** Begin DATA SEGMENT **

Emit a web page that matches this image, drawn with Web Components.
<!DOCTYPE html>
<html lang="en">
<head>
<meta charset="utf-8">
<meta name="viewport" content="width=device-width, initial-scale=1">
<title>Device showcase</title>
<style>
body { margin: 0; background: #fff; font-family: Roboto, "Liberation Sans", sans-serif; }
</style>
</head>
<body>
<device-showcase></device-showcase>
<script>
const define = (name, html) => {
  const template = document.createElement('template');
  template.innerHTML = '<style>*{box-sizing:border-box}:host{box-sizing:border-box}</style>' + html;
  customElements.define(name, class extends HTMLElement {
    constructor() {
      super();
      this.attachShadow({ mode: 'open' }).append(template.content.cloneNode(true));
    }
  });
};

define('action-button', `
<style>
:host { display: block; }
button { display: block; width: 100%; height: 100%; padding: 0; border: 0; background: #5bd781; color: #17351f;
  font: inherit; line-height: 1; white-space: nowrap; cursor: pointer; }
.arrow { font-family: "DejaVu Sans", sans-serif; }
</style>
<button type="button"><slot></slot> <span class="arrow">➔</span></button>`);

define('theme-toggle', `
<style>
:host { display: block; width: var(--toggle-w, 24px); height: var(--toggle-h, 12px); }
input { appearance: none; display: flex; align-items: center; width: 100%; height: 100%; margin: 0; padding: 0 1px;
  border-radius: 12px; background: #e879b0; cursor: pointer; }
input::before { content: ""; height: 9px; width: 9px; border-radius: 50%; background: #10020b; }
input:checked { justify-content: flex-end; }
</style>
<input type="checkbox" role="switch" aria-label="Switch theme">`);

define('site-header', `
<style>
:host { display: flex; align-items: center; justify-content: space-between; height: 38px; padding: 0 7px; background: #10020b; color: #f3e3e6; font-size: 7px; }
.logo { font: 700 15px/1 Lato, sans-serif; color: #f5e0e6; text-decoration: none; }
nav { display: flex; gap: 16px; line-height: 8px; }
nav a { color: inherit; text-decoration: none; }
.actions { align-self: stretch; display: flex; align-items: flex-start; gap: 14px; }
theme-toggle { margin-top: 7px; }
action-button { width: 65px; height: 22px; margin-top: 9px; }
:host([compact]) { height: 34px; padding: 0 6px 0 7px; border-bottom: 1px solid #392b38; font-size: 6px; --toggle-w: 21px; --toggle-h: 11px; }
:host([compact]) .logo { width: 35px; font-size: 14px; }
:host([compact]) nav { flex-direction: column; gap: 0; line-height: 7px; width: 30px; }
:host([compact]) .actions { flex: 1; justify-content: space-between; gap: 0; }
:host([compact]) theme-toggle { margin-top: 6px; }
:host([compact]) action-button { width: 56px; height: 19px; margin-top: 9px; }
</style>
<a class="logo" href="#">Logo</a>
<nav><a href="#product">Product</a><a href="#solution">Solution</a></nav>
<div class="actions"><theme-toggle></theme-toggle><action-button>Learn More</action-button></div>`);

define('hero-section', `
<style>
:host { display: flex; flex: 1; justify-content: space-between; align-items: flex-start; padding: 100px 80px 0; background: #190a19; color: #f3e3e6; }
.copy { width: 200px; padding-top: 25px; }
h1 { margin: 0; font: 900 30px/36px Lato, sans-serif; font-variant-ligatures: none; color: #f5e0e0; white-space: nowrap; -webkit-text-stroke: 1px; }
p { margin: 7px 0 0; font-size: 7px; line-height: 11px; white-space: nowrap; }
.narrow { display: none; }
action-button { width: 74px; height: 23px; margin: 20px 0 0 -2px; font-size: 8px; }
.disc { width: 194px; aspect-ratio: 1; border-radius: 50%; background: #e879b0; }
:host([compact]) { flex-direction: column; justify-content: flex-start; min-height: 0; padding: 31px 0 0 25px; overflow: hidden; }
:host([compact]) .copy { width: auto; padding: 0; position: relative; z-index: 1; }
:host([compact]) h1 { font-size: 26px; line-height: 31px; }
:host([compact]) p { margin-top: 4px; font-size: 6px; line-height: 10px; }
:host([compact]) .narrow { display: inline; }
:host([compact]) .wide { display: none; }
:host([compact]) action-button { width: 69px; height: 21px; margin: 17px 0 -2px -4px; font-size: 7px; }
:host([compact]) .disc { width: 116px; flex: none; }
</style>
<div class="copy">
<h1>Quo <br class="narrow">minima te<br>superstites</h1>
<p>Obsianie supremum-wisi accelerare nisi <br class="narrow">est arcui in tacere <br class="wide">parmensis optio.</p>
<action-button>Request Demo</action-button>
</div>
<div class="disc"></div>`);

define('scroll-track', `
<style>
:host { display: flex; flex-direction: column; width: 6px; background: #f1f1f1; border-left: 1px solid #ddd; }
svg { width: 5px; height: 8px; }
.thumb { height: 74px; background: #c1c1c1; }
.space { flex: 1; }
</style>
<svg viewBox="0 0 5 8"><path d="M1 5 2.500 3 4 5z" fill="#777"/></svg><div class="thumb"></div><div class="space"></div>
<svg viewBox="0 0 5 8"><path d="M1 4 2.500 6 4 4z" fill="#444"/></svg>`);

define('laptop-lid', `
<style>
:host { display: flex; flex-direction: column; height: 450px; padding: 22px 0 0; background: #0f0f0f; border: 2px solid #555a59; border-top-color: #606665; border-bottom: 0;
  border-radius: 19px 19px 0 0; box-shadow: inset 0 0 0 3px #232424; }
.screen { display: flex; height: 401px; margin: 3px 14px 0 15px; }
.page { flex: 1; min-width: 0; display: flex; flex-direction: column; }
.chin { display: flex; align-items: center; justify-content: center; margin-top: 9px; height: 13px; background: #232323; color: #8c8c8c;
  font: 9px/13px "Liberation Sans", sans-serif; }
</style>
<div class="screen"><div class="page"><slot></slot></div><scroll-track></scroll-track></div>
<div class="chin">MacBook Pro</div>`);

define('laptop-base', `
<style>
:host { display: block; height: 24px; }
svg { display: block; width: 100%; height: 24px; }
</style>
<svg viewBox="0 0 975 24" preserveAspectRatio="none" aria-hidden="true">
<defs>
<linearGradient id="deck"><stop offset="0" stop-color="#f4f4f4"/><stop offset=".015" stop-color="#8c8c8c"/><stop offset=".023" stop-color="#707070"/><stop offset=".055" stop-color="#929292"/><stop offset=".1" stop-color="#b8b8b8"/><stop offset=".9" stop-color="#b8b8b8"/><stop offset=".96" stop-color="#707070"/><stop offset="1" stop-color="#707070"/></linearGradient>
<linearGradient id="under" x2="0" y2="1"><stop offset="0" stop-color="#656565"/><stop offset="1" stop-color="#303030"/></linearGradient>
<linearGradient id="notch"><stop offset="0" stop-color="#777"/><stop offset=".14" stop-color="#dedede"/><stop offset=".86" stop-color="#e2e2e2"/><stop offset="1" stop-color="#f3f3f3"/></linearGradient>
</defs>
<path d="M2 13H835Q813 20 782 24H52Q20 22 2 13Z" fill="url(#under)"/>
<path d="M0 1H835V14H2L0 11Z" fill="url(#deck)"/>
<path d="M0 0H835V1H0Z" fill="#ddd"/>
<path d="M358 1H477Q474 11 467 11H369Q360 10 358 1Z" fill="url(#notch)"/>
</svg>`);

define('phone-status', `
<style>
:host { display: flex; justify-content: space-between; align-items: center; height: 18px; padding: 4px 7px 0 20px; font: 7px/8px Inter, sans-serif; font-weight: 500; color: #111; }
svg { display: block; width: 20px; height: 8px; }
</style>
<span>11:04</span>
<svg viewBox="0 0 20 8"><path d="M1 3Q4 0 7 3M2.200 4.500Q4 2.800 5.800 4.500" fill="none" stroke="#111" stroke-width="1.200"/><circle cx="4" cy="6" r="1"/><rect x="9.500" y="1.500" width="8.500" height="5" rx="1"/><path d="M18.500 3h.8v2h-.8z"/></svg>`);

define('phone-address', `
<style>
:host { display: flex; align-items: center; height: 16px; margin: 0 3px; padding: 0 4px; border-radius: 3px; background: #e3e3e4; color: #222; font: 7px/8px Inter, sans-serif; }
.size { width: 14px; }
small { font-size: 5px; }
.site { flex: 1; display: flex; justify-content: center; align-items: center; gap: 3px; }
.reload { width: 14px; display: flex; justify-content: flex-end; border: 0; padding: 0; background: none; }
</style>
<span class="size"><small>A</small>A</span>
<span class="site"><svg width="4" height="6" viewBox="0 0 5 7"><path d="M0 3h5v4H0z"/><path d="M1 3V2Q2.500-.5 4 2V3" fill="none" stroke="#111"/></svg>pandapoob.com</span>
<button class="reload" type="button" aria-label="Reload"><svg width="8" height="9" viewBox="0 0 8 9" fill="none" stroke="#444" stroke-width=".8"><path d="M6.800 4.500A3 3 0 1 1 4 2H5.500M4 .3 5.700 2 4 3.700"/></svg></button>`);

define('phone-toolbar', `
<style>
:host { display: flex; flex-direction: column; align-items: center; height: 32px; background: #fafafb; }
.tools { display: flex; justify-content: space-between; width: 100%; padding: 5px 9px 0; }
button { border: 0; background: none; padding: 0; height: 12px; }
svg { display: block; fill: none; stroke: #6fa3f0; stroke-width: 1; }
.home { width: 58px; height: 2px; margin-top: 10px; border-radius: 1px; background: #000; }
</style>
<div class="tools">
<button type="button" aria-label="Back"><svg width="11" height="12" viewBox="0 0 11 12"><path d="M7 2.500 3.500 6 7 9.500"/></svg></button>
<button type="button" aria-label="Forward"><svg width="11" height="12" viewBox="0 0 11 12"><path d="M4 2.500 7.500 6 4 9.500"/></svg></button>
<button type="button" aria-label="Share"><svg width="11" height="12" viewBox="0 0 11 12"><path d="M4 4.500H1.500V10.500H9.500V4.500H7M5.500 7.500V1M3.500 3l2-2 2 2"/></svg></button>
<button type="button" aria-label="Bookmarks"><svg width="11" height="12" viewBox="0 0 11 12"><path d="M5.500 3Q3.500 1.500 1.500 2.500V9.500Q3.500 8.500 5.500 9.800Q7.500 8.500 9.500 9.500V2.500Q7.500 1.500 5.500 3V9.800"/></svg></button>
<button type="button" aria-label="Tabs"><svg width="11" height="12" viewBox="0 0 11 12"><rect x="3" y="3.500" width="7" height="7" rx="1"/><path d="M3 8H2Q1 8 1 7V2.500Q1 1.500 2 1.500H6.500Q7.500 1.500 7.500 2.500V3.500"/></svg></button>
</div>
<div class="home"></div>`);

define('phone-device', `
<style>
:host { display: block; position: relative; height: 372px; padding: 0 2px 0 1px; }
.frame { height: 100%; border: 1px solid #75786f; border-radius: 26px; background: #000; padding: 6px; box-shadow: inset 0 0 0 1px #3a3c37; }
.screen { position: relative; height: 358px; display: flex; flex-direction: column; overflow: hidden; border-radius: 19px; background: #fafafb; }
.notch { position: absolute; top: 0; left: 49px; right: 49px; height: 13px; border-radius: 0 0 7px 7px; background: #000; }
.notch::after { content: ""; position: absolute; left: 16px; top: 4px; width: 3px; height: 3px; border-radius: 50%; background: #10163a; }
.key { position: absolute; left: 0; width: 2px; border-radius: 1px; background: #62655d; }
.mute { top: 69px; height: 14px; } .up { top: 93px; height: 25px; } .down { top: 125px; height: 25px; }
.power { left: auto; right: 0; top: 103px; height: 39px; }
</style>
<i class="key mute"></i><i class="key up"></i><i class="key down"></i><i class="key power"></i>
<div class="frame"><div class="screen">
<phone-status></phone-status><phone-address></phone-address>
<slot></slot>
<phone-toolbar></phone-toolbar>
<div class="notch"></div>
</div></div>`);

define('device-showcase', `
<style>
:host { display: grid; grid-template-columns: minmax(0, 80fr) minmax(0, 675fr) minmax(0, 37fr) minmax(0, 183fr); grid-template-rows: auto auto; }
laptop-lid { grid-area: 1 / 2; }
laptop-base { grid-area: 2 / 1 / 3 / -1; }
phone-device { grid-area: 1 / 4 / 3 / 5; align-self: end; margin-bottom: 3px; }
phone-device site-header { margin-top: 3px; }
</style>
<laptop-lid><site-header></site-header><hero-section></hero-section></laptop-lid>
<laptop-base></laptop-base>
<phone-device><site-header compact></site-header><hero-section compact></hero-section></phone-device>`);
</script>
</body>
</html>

** End DATA SEGMENT **

Check each line above for "page" and return the ones that have it.

Emit a web page that matches this image, drawn with Web Components.
.page { flex: 1; min-width: 0; display: flex; flex-direction: column; }
<div class="screen"><div class="page"><slot></slot></div><scroll-track></scroll-track></div>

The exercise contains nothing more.